Regulatory developments are adding further pressure. The UK government reversed course on March 18, abandoning a proposed copyright exception that would have allowed AI companies to train on copyrighted music without explicit permission. In the United States, the White House issued a legislative framework on March 20 that acknowledged intellectual property concerns around AI training but stopped short of taking a definitive position, stating it supports allowing courts to resolve the question.
The Revenue Context
The stakes are substantial. The IFPI’s Global Music Report, released alongside Sony’s deepfake disclosure, showed global recorded music revenues grew 6.4 percent year-over-year in 2025 to $31.7 billion. Paid streaming subscriptions drove that growth, with revenue from the format rising 8.8 percent and accounting for 52.4 percent of global revenues. The number of paid streaming subscribers reached 837 million.
For an industry generating nearly $17 billion from streaming alone, the integrity of that revenue depends on accurate attribution and legitimate content. Every deepfake track that accumulates streams diverts royalties from the impersonated artist to the fraudster who uploaded it. Spotify pays between $0.003 and $0.005 per stream, meaning a deepfake that accumulates a million plays could redirect $3,000 to $5,000 from its intended recipient.

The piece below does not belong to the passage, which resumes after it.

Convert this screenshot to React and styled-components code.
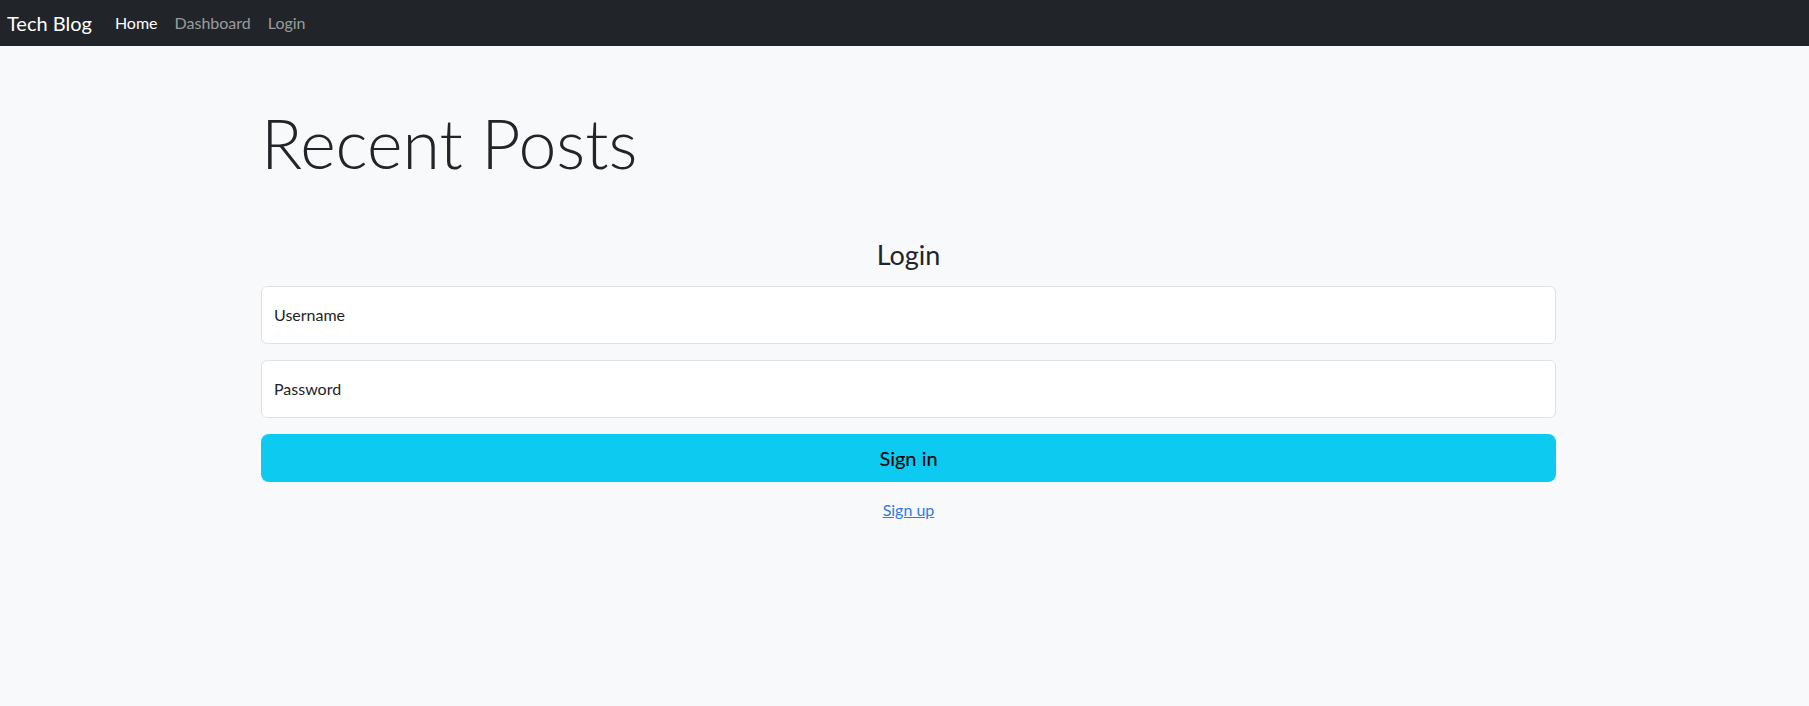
import styled, { createGlobalStyle } from 'styled-components'

const GlobalStyle = createGlobalStyle`
  html, body {
    margin: 0;
    padding: 0;
  }
  body {
    background: #f8f9fa;
    color: #212529;
    font-family: Lato, "Open Sans", "Liberation Sans", sans-serif;
    font-size: 16px;
    line-height: 1.5;
  }
`

function App() {
  return (
    <>
      <GlobalStyle />
      <Navbar>
        <Brand href="#">Tech Blog</Brand>
        <NavList>
          <NavLink href="#" active>
            Home
          </NavLink>
          <NavLink href="#">Dashboard</NavLink>
          <NavLink href="#">Login</NavLink>
        </NavList>
      </Navbar>
      <Main>
        <Container>
          <Header>Recent Posts</Header>
          <FormContainer onSubmit={(e) => e.preventDefault()}>
            <FormTitle>Login</FormTitle>
            <Field>
              <Input id="username" type="text" placeholder=" " />
              <Label htmlFor="username">Username</Label>
            </Field>
            <Field>
              <Input id="password" type="password" placeholder=" " />
              <Label htmlFor="password">Password</Label>
            </Field>
            <SubmitButton type="submit">Sign in</SubmitButton>
            <SignUp href="#">Sign up</SignUp>
          </FormContainer>
        </Container>
      </Main>
    </>
  )
}

const Navbar = styled.nav`
  display: flex;
  align-items: center;
  height: 46px;
  padding: 0 7px;
  background: #212529;
  box-sizing: border-box;
`

const Brand = styled.a`
  color: #fff;
  font-size: 20px;
  text-decoration: none;
  margin-right: 23px;
  line-height: 1;
`

const NavList = styled.div`
  display: flex;
  gap: 17px;
`

const NavLink = styled.a`
  color: ${(props) => (props.active ? '#fff' : 'rgba(255, 255, 255, 0.55)')};
  font-size: 16px;
  text-decoration: none;
`

const Main = styled.main`
  padding-left: 8px;
`

const Container = styled.div`
  width: 1295px;
  margin: 0 auto;
`

const Header = styled.h1`
  font-size: 68px;
  font-weight: 300;
  line-height: 1.2;
  margin: 56px 0 0;
  color: #212529;
`

const FormContainer = styled.form`
  display: flex;
  flex-direction: column;
  margin-top: 55px;
`

const FormTitle = styled.h3`
  margin: 0 0 15px;
  text-align: center;
  font-size: 27px;
  font-weight: 400;
  line-height: 1.2;
`

const Field = styled.div`
  position: relative;
  margin-bottom: 16px;
`

const Input = styled.input`
  display: block;
  width: 100%;
  height: 58px;
  box-sizing: border-box;
  padding: 16px 12px;
  border: 1px solid #dee2e6;
  border-radius: 6px;
  background: #fff;
  font-size: 16px;
  outline: 0;
`

const Label = styled.label`
  position: absolute;
  top: 0;
  left: 0;
  padding: 16px 12px;
  border: 1px solid transparent;
  line-height: 24px;
  color: #212529;
  pointer-events: none;
`

const SubmitButton = styled.button`
  height: 48px;
  border: 0;
  border-radius: 8px;
  background: #0dcaf0;
  color: #000;
  font-family: inherit;
  font-size: 20px;
  cursor: pointer;
`

const SignUp = styled.a`
  align-self: center;
  margin-top: 16px;
  color: #2f7ae5;
  text-decoration: underline;
  font-size: 16px;
`

export default App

The question facing the industry is whether the current patchwork of platform-specific approaches is sustainable. Deezer has made the case for a unified, detection-first model by offering its technology to competitors, but adoption has been slow. Apple’s metadata-driven approach may eventually become an industry standard — particularly if mandatory tagging replaces the current voluntary system — but enforcement remains an open question. Until the industry converges on a common framework, artists and labels face the prospect of navigating a different set of rules on every platform, while the volume of AI-generated content continues to grow.